Amorphous Co@TiO2 heterojunctions: A high-performance and stable catalyst for the efficient degradation of sulfamethazine via peroxymonosulfate activation

Abstract

Persulfate-based advanced oxidation processes (AOPs) cannot easily achieve the efficient degradation of persistent organic pollutants (POPs) with high stability. In this study, a simple in situ precipitation method was used to prepare an amorphous Co@TiO2 heterojunction catalyst. The deposition of Co oxide on TiO2, which is relatively nontoxic, efficiently activated peroxymonosulfate (PMS) to degrade sulfamethazine (SMT) and reduce the leaching of Co ions (0.915%).
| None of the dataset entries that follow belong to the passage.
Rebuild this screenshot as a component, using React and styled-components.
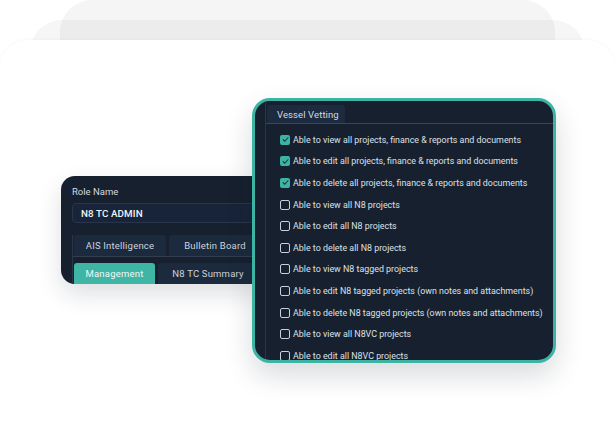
import React from "react"
import styled, { createGlobalStyle } from "styled-components"

const GlobalStyle = createGlobalStyle`
  html, body {
    margin: 0;
    padding: 0;
    background: #ffffff;
    font-family: Roboto, "Liberation Sans", Arial, sans-serif;
    overflow: hidden;
  }
`

const BackCard = styled.div`
  margin: 0 60px;
  padding-top: 20px;
  background: #f5f5f5;
  border-radius: 32px 32px 0 0;
`

const MiddleCard = styled.div`
  margin: 0 -30px;
  padding-top: 20px;
  background: rgba(0, 0, 0, 0.035);
  border-radius: 32px 32px 0 0;
`

const FrontCard = styled.div`
  margin: 0 -30px;
  min-height: 381px;
  box-sizing: border-box;
  padding: 58px 0 0 61px;
  background: #ffffff;
  border-radius: 28px 28px 0 0;
  box-shadow: 0 -1px 3px rgba(0, 0, 0, 0.03);
  display: flex;
  align-items: flex-start;
`

const RolePanel = styled.div`
  width: 205px;
  height: 108px;
  margin-top: 78px;
  margin-right: -14px;
  box-sizing: border-box;
  padding: 10px 0 0 11px;
  background: #17202f;
  border-radius: 14px;
  overflow: hidden;
  box-shadow: 0 10px 24px rgba(15, 25, 40, 0.14);
  display: flex;
  flex-direction: column;
`

const Label = styled.div`
  font-size: 9.5px;
  color: #d3d9e0;
  line-height: 12px;
`

const Input = styled.div`
  margin-top: 5px;
  height: 22px;
  width: 220px;
  box-sizing: border-box;
  padding-left: 8px;
  display: flex;
  align-items: center;
  background: #18243a;
  border: 1px solid #2a3549;
  border-radius: 4px;
  font-size: 9.8px;
  font-weight: 500;
  color: #f1f4f7;
  letter-spacing: 0.1px;
`

const TabBlock = styled.div`
  margin-top: 12px;
  border-left: 1px solid #2b3749;
  display: flex;
  flex-direction: column;
  gap: 6px;
`

const TabRow = styled.div`
  display: flex;
  gap: 3px;
  padding-left: 1px;
  border-bottom: ${({ $line }) => ($line ? "1px solid #323e50" : "none")};
`

const Tab = styled.div`
  flex: none;
  width: ${({ $w }) => $w}px;
  height: 21px;
  display: flex;
  align-items: center;
  justify-content: center;
  border-radius: 3px 3px 0 0;
  font-size: 9.5px;
  letter-spacing: 0.2px;
  background: ${({ $active }) => ($active ? "#3fb5a6" : "#1c2a3e")};
  color: ${({ $active }) => ($active ? "#eef8f6" : "#cdd4dc")};
`

const VettingPanel = styled.div`
  position: relative;
  z-index: 1;
  width: 304px;
  height: 265px;
  box-sizing: border-box;
  border: 3px solid #3db3a4;
  border-radius: 18px;
  background: #17202f;
  overflow: hidden;
  box-shadow: 0 12px 28px rgba(15, 25, 40, 0.16);
  padding-left: 10px;
`

const VettingInner = styled.div`
  height: 100%;
  border-left: 1px solid #2b3749;
  display: flex;
  flex-direction: column;
`

const TabStrip = styled.div`
  padding: 4px 0 0 1px;
  border-bottom: 1px solid #3a4658;
  display: flex;
`

const VesselTab = styled.div`
  width: 78px;
  height: 18px;
  box-sizing: border-box;
  padding-left: 10px;
  display: flex;
  align-items: center;
  background: #1c2b3f;
  border-radius: 3px 3px 0 0;
  font-size: 9.5px;
  color: #d3d9e0;
  letter-spacing: 0.1px;
`

const List = styled.ul`
  list-style: none;
  margin: 0;
  padding: 5px 0 0 14px;
`

const Row = styled.li`
  height: 21.6px;
  display: flex;
  align-items: center;
  gap: 3px;
  font-size: 8.9px;
  color: #dce1e7;
  white-space: nowrap;
`

const Box = styled.span`
  flex: none;
  width: 10px;
  height: 10px;
  box-sizing: border-box;
  border-radius: 2px;
  display: flex;
  align-items: center;
  justify-content: center;
  background: ${({ $on }) => ($on ? "#3db3a4" : "transparent")};
  border: ${({ $on }) => ($on ? "none" : "1.3px solid #c9cfd7")};
`

const permissions = [
  ["Able to view all projects, finance & reports and documents", true],
  ["Able to edit all projects, finance & reports and documents", true],
  ["Able to delete all projects, finance & reports and documents", true],
  ["Able to view all N8 projects", false],
  ["Able to edit all N8 projects", false],
  ["Able to delete all N8 projects", false],
  ["Able to view N8 tagged projects", false],
  ["Able to edit N8 tagged projects (own notes and attachments)", false],
  ["Able to delete N8 tagged projects (own notes and attachments)", false],
  ["Able to view all N8VC projects", false],
  ["Able to edit all N8VC projects", false],
]

const Check = () => (
  <svg width="7" height="7" viewBox="0 0 8 8">
    <path d="M1.3 4.2 L3.2 6 L6.8 2" fill="none" stroke="#17323a" strokeWidth="1.2" strokeLinecap="round" strokeLinejoin="round" />
  </svg>
)

const App = () => {
  return (
    <>
      <GlobalStyle />
      <BackCard>
        <MiddleCard>
          <FrontCard>
            <RolePanel>
              <Label>Role Name</Label>
              <Input>N8 TC ADMIN</Input>
              <TabBlock>
                <TabRow $line>
                  <Tab $w={92}>AIS Intelligence</Tab>
                  <Tab $w={92}>Bulletin Board</Tab>
                </TabRow>
                <TabRow>
                  <Tab $w={81} $active>Management</Tab>
                  <Tab $w={100}>N8 TC Summary</Tab>
                </TabRow>
              </TabBlock>
            </RolePanel>

            <VettingPanel>
              <VettingInner>
                <TabStrip>
                  <VesselTab>Vessel Vetting</VesselTab>
                </TabStrip>
                <List>
                  {permissions.map(([text, on], i) => (
                    <Row key={i}>
                      <Box $on={on}>{on && <Check />}</Box>
                      {text}
                    </Row>
                  ))}
                </List>
              </VettingInner>
            </VettingPanel>
          </FrontCard>
        </MiddleCard>
      </BackCard>
    </>
  )
}

export default App
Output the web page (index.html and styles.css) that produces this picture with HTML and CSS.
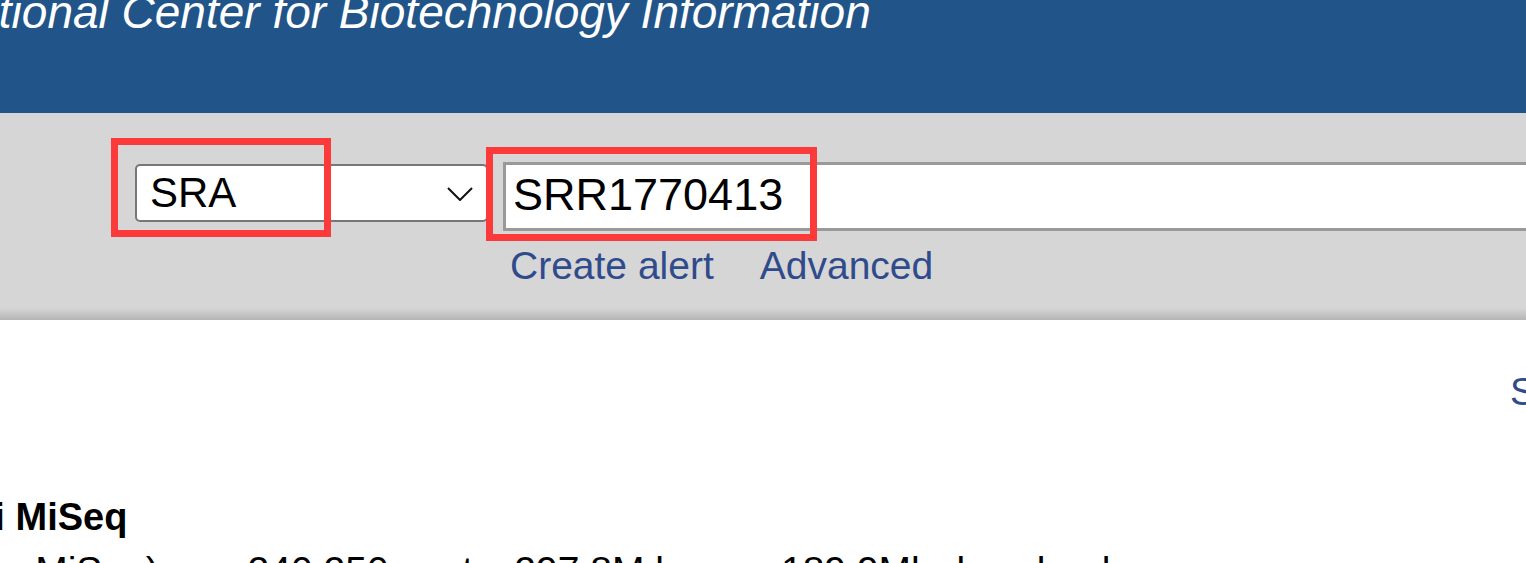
FILE: index.html
```html
<!DOCTYPE html>
<html lang="en">
<head>
<meta charset="utf-8">
<title>SRA - NCBI</title>
<link rel="stylesheet" href="styles.css">
</head>
<body>
<header class="ncbi-header">
  <div class="ncbi-title">National Center for Biotechnology Information</div>
</header>
<section class="search-band">
  <div class="search-row">
    <div class="db-select">
      <span class="db-value">SRA</span>
      <svg class="chevron" width="26" height="14" viewBox="0 0 26 14"><path d="M1 1 L13 13 L25 1" fill="none" stroke="#111" stroke-width="2"/></svg>
    </div>
    <input class="term-input" type="text" value="SRR1770413">
  </div>
  <div class="search-links">
    <a href="#" class="link">Create alert</a>
    <a href="#" class="link">Advanced</a>
  </div>
  <div class="mark mark-db"></div>
  <div class="mark mark-term"></div>
</section>
<main class="content">
  <div class="tools-row"><a href="#" class="link">Send to:</a></div>
  <div class="record">
    <h2 class="record-title">E. coli MiSeq</h2>
    <p class="record-summary">(Illumina MiSeq) run: 240,250 spots, 297.8M bases, 189.9Mb downloads</p>
  </div>
</main>
</body>
</html>
```
FILE: styles.css
```css
html, body {
  margin: 0;
  padding: 0;
}
body {
  width: 1526px;
  height: 563px;
  overflow: hidden;
  font-family: "Liberation Sans", Arial, sans-serif;
  background: #fff;
  color: #000;
}
.ncbi-header {
  height: 113px;
  background: #215589;
  overflow: hidden;
}
.ncbi-title {
  color: #fff;
  font-style: italic;
  font-size: 46px;
  line-height: 46px;
  margin-top: -11px;
  text-indent: -60px;
  white-space: nowrap;
}
.search-band {
  position: relative;
  height: 207px;
  background: linear-gradient(to bottom, #d6d6d6 0, #d6d6d6 195px, #b5b5b5 207px);
  overflow: hidden;
}
.search-row {
  display: flex;
  align-items: flex-start;
  padding: 49px 0 0 135px;
  width: 2000px;
}
.db-select {
  box-sizing: border-box;
  width: 353px;
  height: 58px;
  margin-top: 2px;
  border: 2px solid #777;
  border-radius: 5px;
  background: #fff;
  display: flex;
  align-items: center;
  justify-content: space-between;
  padding: 0 13px 1px 13px;
}
.db-value {
  font-size: 42px;
  line-height: 54px;
}
.chevron {
  display: block;
  margin-top: 2px;
}
.term-input {
  box-sizing: border-box;
  margin: 0 0 0 15px;
  width: 1200px;
  height: 69px;
  border: 3px solid #999;
  border-radius: 0;
  background: #fff;
  font-family: "Liberation Sans", Arial, sans-serif;
  font-size: 45px;
  color: #000;
  padding: 0 0 3px 7px;
  outline: none;
}
.search-links {
  display: flex;
  gap: 46px;
  padding-left: 510px;
  margin-top: 13px;
}
.link {
  color: #2f4b8c;
  text-decoration: none;
  font-size: 39px;
  line-height: 44px;
  white-space: nowrap;
}
.mark {
  position: absolute;
  box-sizing: border-box;
  border: 7px solid #fc3a3a;
}
.mark-db {
  left: 111px;
  top: 25px;
  width: 220px;
  height: 99px;
}
.mark-term {
  left: 486px;
  top: 34px;
  width: 331px;
  height: 94px;
}
.content {
  padding-top: 50px;
}
.tools-row {
  padding-left: 1510px;
  white-space: nowrap;
  height: 44px;
}
.tools-row .link {
  font-size: 38px;
}
.record {
  margin-left: -107px;
  margin-top: 81px;
  white-space: nowrap;
}
.record-title {
  margin: 0;
  font-size: 38px;
  line-height: 44px;
  font-weight: bold;
}
.record-summary {
  margin: 10px 0 0 -16px;
  font-size: 39px;
  line-height: 44px;
}
```
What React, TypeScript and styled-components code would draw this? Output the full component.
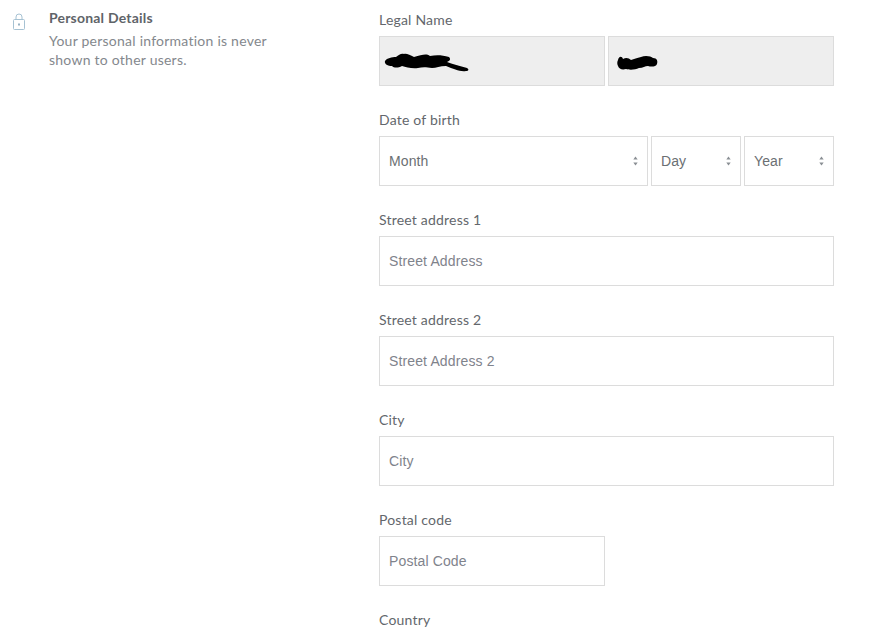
import styled, { createGlobalStyle } from "styled-components";

const GlobalStyle = createGlobalStyle`
  html, body {
    margin: 0;
    padding: 0;
    height: 100%;
    overflow: hidden;
    background: #fff;
  }
`;

function LockIcon() {
  return (
    <svg width="14" height="18" viewBox="0 0 14 18" fill="none" stroke="#a6c2d3" strokeWidth="1">
      <rect x="1.5" y="6.5" width="11" height="10" rx="1" />
      <path d="M4 6.5V4a3 3 0 0 1 6 0v2.5" />
      <path d="M7 10.5v2" strokeWidth="1.6" stroke="#7f9fb3" />
    </svg>
  );
}

function Arrows() {
  return (
    <ArrowBox width="5" height="10" viewBox="0 0 5 10" fill="#8a8f94">
      <path d="M2.5 0.5 L4.7 3.6 H0.3 Z" />
      <path d="M2.5 9.5 L4.7 6.4 H0.3 Z" />
    </ArrowBox>
  );
}

function SelectBox({ label, width }: { label: string; width: number }) {
  return (
    <SelectWrap $width={width}>
      <StyledSelect defaultValue="">
        <option value="">{label}</option>
      </StyledSelect>
      <Arrows />
    </SelectWrap>
  );
}

function Field({ label, placeholder, short }: { label: string; placeholder: string; short?: boolean }) {
  return (
    <FieldBlock>
      <Label>{label}</Label>
      <TextInput placeholder={placeholder} $short={short} />
    </FieldBlock>
  );
}

export default function App() {
  return (
    <>
      <GlobalStyle />
      <Page>
        <Aside>
          <IconSlot>
            <LockIcon />
          </IconSlot>
          <AsideText>
            <Heading>Personal Details</Heading>
            <Description>
              Your personal information is never
              <br />
              shown to other users.
            </Description>
          </AsideText>
        </Aside>
        <Form>
          <FieldBlock>
            <Label>Legal Name</Label>
            <Row>
              <DisabledBox $width={226}>
                <Scribble width="88" height="20" viewBox="0 0 88 20" fill="#000">
                  <path d="M1 9 C3 6 8 5 12 5 C15 3 17 1 20 2 C22 1 26 3 30 5 C38 3 42 1 46 4 C52 3 58 3 65 5 C67 7 66 9 63 10 C68 12 76 14 83 16 C85 17 85 19 82 19 C76 20 70 17 62 14 C56 14 52 16 48 16 C42 15 38 15 34 16 C28 17 22 15 18 14 C14 16 10 16 8 14 C4 14 0 12 1 9 Z" />
                </Scribble>
              </DisabledBox>
              <DisabledBox $width={226}>
                <Scribble width="46" height="20" viewBox="0 0 46 20" fill="#000">
                  <path d="M5 8 C6 4 9 4 10 7 C13 5 16 6 18 8 C21 7 24 6 28 5 C32 3 38 4 40 6 C44 6 45 9 44 12 C43 15 38 15 35 14 C32 14 30 16 26 16 C22 18 16 18 13 17 C9 18 6 17 5 14 C4 12 4 10 5 8 Z" />
                </Scribble>
              </DisabledBox>
            </Row>
          </FieldBlock>
          <FieldBlock>
            <Label>Date of birth</Label>
            <Row>
              <SelectBox label="Month" width={269} />
              <SelectBox label="Day" width={90} />
              <SelectBox label="Year" width={90} />
            </Row>
          </FieldBlock>
          <Field label="Street address 1" placeholder="Street Address" />
          <Field label="Street address 2" placeholder="Street Address 2" />
          <Field label="City" placeholder="City" />
          <Field label="Postal code" placeholder="Postal Code" short />
          <FieldBlock>
            <Label>Country</Label>
          </FieldBlock>
        </Form>
      </Page>
    </>
  );
}

const Page = styled.div`
  display: flex;
  width: 881px;
  height: 627px;
  overflow: hidden;
  background: #fff;
  font-family: Lato, "Liberation Sans", sans-serif;
`;
const Aside = styled.div`
  width: 379px;
  flex-shrink: 0;
  display: flex;
  padding: 10px 0 0 12px;
  box-sizing: border-box;
`;
const IconSlot = styled.div`
  width: 37px;
  flex-shrink: 0;
  padding-top: 3px;
`;
const AsideText = styled.div`
  display: flex;
  flex-direction: column;
`;
const Heading = styled.div`
  font-size: 14px;
  line-height: 16px;
  font-weight: 700;
  letter-spacing: 0.2px;
  color: #5f6469;
`;
const Description = styled.div`
  margin-top: 5px;
  font-size: 14px;
  line-height: 19px;
  letter-spacing: 0.24px;
  color: #84888d;
`;
const Form = styled.div`
  width: 455px;
  display: flex;
  flex-direction: column;
  padding-top: 12px;
`;
const FieldBlock = styled.div`
  height: 100px;
  flex-shrink: 0;
`;
const Label = styled.div`
  height: 24px;
  font-size: 14px;
  line-height: 16px;
  letter-spacing: 0.2px;
  color: #63676c;
`;
const Row = styled.div`
  display: flex;
  gap: 3px;
`;
const DisabledBox = styled.div<{ $width: number }>`
  width: ${(p) => p.$width}px;
  height: 50px;
  box-sizing: border-box;
  display: flex;
  align-items: center;
  padding-left: 4px;
  background: #eeeeee;
  border: 1px solid #dcdcdc;
`;
const Scribble = styled.svg`
  display: block;
  margin-top: 2px;
`;
const SelectWrap = styled.div<{ $width: number }>`
  position: relative;
  width: ${(p) => p.$width}px;
  height: 50px;
`;
const StyledSelect = styled.select`
  appearance: none;
  width: 100%;
  height: 100%;
  box-sizing: border-box;
  padding: 0 9px;
  background: #fff;
  border: 1px solid #dcdcdc;
  border-radius: 0;
  font-family: "Liberation Sans", Arial, sans-serif;
  font-size: 14px;
  letter-spacing: 0.1px;
  color: #6b6f73;
`;
const ArrowBox = styled.svg`
  position: absolute;
  right: 10px;
  top: 20px;
`;
const TextInput = styled.input<{ $short?: boolean }>`
  display: block;
  width: ${(p) => (p.$short ? "226px" : "455px")};
  height: 50px;
  box-sizing: border-box;
  padding: 0 9px;
  background: #fff;
  border: 1px solid #dcdcdc;
  border-radius: 0;
  outline: none;
  font-family: "Liberation Sans", Arial, sans-serif;
  font-size: 14px;
  letter-spacing: 0.13px;

  &::placeholder {
    color: #7f838c;
    opacity: 1;
  }
`;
A catalytic system prepared using 0.3 g L−1 Co@TiO2 and 0.5 g L−1 PMS could degrade SMT within 30 min with a degradation rate of 95.8%. Co@TiO2 could activate PMS over a wide pH range (5.00–9.00) to efficiently degrade other antibiotics and dyes. Radical-capture experiments and electron paramagnetic resonance analysis suggested that SMT degradation occurs through a combination of the free radical and non-radical pathways, in which singlet 1O2 played a major role. Owing to the novelty of the proposed composite materials, the degradation path of SMT, which was determined through liquid chromatography–mass spectrometry, differed from that reported previously. This study provides not only an advanced and renewable catalyst for SMT degradation but also a feasible strategy for designing materials for AOPs.